Gesundheitswirtschaft zu Gast auf der DMEA 2025
In sechs Messehallen präsentierte sich die digitale Gesundheitswirtschaft. Große Unternehmen wie CompuGroup, Dedalus, Siemens Healthcare und Telekom Healthcare Solutions waren vertreten, ebenso wie über 100 Start-ups. Die internationale Beteiligung war stark, mit Ausstellern aus Ländern wie Österreich, Schweiz, Niederlande, USA, Kanada, Großbritannien, Israel, China, Singapur, Südkorea und Taiwan.
Neben Thüringen und Bayern, war auch die Hauptstadtregion Berlin-Brandenburg mit einem Stand und zahlreichen Start-ups vertreten. Wer also interessante Start-ups und Perspektiven sucht, der kann direkt in
Berlin und Brandenburg fündig werden (siehe Abbildung).
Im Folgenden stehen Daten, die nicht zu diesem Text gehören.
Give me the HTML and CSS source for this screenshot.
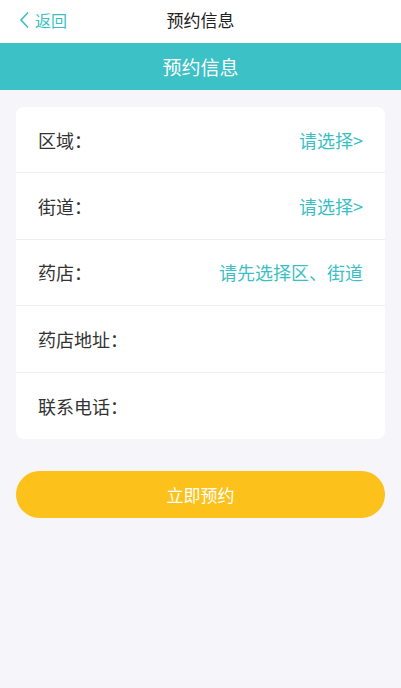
FILE: index.html
```html
<!DOCTYPE html>
<html lang="zh-CN">
<head>
    <meta charset="UTF-8">
    <meta name="viewport" content="width=device-width, initial-scale=1.0">
    <title>预约信息</title>
    <link rel="stylesheet" href="styles.css">
</head>
<body>
    <div class="nav">
        <a class="back" href="#">
            <svg width="11" height="18" viewBox="0 0 11 18"><path d="M9 1.5 L2 9 L9 16.5" fill="none" stroke="#3bbfc4" stroke-width="1.6"/></svg>
            <span>返回</span>
        </a>
        <div class="nav-title">预约信息</div>
    </div>
    <div class="banner">预约信息</div>

    <div class="card">
        <div class="row">
            <span class="label">区域：</span>
            <span class="value">请选择&gt;</span>
        </div>
        <div class="row">
            <span class="label">街道：</span>
            <span class="value">请选择&gt;</span>
        </div>
        <div class="row">
            <span class="label">药店：</span>
            <span class="value">请先选择区、街道</span>
        </div>
        <div class="row">
            <span class="label">药店地址：</span>
        </div>
        <div class="row">
            <span class="label">联系电话：</span>
        </div>
    </div>

    <button class="submit" type="button">立即预约</button>
</body>
</html>
```

FILE: styles.css
```css
body {
    margin: 0;
    padding: 0;
    background-color: #f6f5fa;
    font-family: 'Noto Sans CJK SC', 'Noto Sans', sans-serif;
    color: #333;
}

.nav {
    position: relative;
    height: 43px;
    background-color: white;
    display: flex;
    align-items: center;
    justify-content: center;
}

.back {
    position: absolute;
    left: 19px;
    top: 11px;
    display: flex;
    align-items: center;
    gap: 5px;
    color: #3bbfc4;
    text-decoration: none;
    font-size: 16px;
    line-height: 18px;
}

.nav-title {
    font-size: 17px;
    color: #222;
    margin-top: -5px;
}

.banner {
    height: 47px;
    line-height: 47px;
    background-color: #3cc1c7;
    color: white;
    text-align: center;
    font-size: 19px;
}

.card {
    margin: 17px 16px 0;
    background-color: white;
    border-radius: 8px;
    overflow: hidden;
}

.row {
    height: 65.4px;
    padding: 0 22px;
    display: flex;
    align-items: center;
    justify-content: space-between;
    border-bottom: 1px solid #efeff3;
    font-size: 18px;
}

.row:last-child {
    height: 66.4px;
    border-bottom: none;
}

.value {
    color: #3bbfc4;
}

.submit {
    display: block;
    width: 369px;
    height: 47px;
    margin: 32px 16px 0;
    border: none;
    border-radius: 24px;
    background-color: #fcc11a;
    color: white;
    font-family: inherit;
    font-size: 17px;
    cursor: pointer;
}
```
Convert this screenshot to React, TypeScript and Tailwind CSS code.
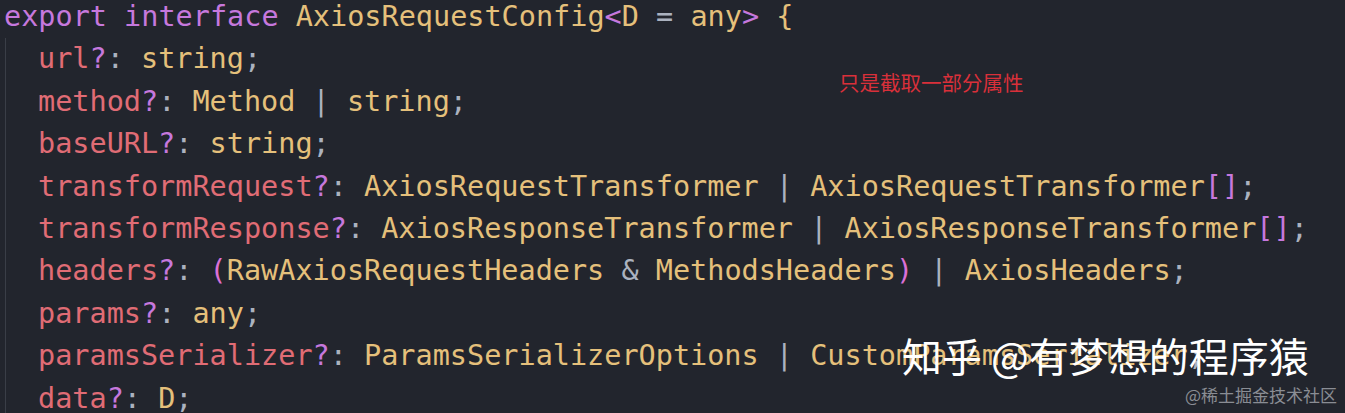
const KW = "text-[#c678dd]";
const PROP = "text-[#e06c75]";
const TYPE = "text-[#e5c07b]";
const PUNC = "text-[#abb2bf]";
const Q = "text-[#c678dd]";
const BR = "text-[#c678dd]";
const PAREN = "text-[#da70d6]";

type Tok = [string, string];

const field = (name: string, rest: Tok[]): Tok[] => [
  [name, PROP],
  ["?", Q],
  [": ", PUNC],
  ...rest,
];

const pipe: Tok = [" | ", PUNC];
const semi: Tok = [";", PUNC];

const LINES: Tok[][] = [
  field("url", [["string", TYPE], semi]),
  field("method", [["Method", TYPE], pipe, ["string", TYPE], semi]),
  field("baseURL", [["string", TYPE], semi]),
  field("transformRequest", [
    ["AxiosRequestTransformer", TYPE],
    pipe,
    ["AxiosRequestTransformer", TYPE],
    ["[]", BR],
    semi,
  ]),
  field("transformResponse", [
    ["AxiosResponseTransformer", TYPE],
    pipe,
    ["AxiosResponseTransformer", TYPE],
    ["[]", BR],
    semi,
  ]),
  field("headers", [
    ["(", PAREN],
    ["RawAxiosRequestHeaders", TYPE],
    [" & ", PUNC],
    ["MethodsHeaders", TYPE],
    [")", PAREN],
    pipe,
    ["AxiosHeaders", TYPE],
    semi,
  ]),
  field("params", [["any", TYPE], semi]),
  field("paramsSerializer", [
    ["ParamsSerializerOptions", TYPE],
    pipe,
    ["CustomParamsSerializer", TYPE],
    semi,
  ]),
  field("data", [["D", TYPE], semi]),
];

function Line({ toks }: { toks: Tok[] }) {
  return (
    <div className="h-[42.4px] leading-[42.4px] whitespace-pre">
      {toks.map(([t, c], i) => (
        <span key={i} className={c}>
          {t}
        </span>
      ))}
    </div>
  );
}

export default function App() {
  return (
    <div className="relative w-[1345px] h-[413px] overflow-hidden bg-[#22252d]">
      {/* code */}
      <div
        className="-mt-[4px] pl-[4px] text-[28.5px]"
        style={{ fontFamily: '"DejaVu Sans Mono", "Liberation Mono", monospace' }}
      >
        <Line
          toks={[
            ["export interface ", KW],
            ["AxiosRequestConfig", TYPE],
            ["<", BR],
            ["D", TYPE],
            [" = ", PUNC],
            ["any", TYPE],
            ["> ", BR],
            ["{", TYPE],
          ]}
        />
        <div className="ml-[1px] pl-[32px] border-l border-[#3a3e47]">
          {LINES.map((l, i) => (
            <Line key={i} toks={l} />
          ))}
        </div>
      </div>

      {/* annotation */}
      <div
        className="absolute left-[839px] top-[70px] text-[20.5px] leading-[24px] text-[#d9303a]"
        style={{ fontFamily: '"Noto Sans CJK SC", sans-serif' }}
      >
        只是截取一部分属性
      </div>

      {/* watermarks */}
      <div
        className="absolute left-[902px] top-[330px] text-[40px] leading-[50px] text-white"
        style={{ fontFamily: '"Noto Sans CJK SC", sans-serif' }}
      >
        知乎 @有梦想的程序猿
      </div>
      <div
        className="absolute left-[1185px] top-[384px] text-[17px] leading-[22px] text-[#8a8d94]"
        style={{ fontFamily: '"Noto Sans CJK SC", sans-serif' }}
      >
        @稀土掘金技术社区
      </div>
    </div>
  );
}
Fazit: Digital Health in Europa- aber sicher
Bei allem Pessimismus, zu dem viele Europäer zu neigen scheinen: Noch ist es nicht zu spät, mit unserer behutsamen, achtsamen, sicheren und vor allem patientenzentrierten Digitalisierung im Gesundheitswesen an den USA vorbeizuziehen. Zahlreiche Start-ups, innovative Unternehmen und mehr Teamarbeit über Fachgrenzen hinaus, kurze Wege und gute Gesundheitssysteme bilden die Basis für das Gesundheitssystem der Zukunft in Europa. Die USA ist da kein gutes Beispiel. Statt Gesundheitsdatenverkauf darf gern der Schutz im Interesse eines patientenzentrierten Gesundheitswesens im Vordergrund stehen und die Datenhoheit bei Patient:innen liegen. Das könnte auf mittlere und lange Sicht gar zu einem Unique Selling Point für Europäischen Gesundheitsanwendungen werden – Europäische Daten für die Europäer über gemeinsame, sichere Datensysteme, eine europäisch generierte KI und weniger Daten für die USA. Genau jetzt ist er richtige Zeitpunkt die Bande zwischen den USA und Europa zu lockern und im Bereich Digital Health selbstbewusst einen europäischen Weg zu beschreiten.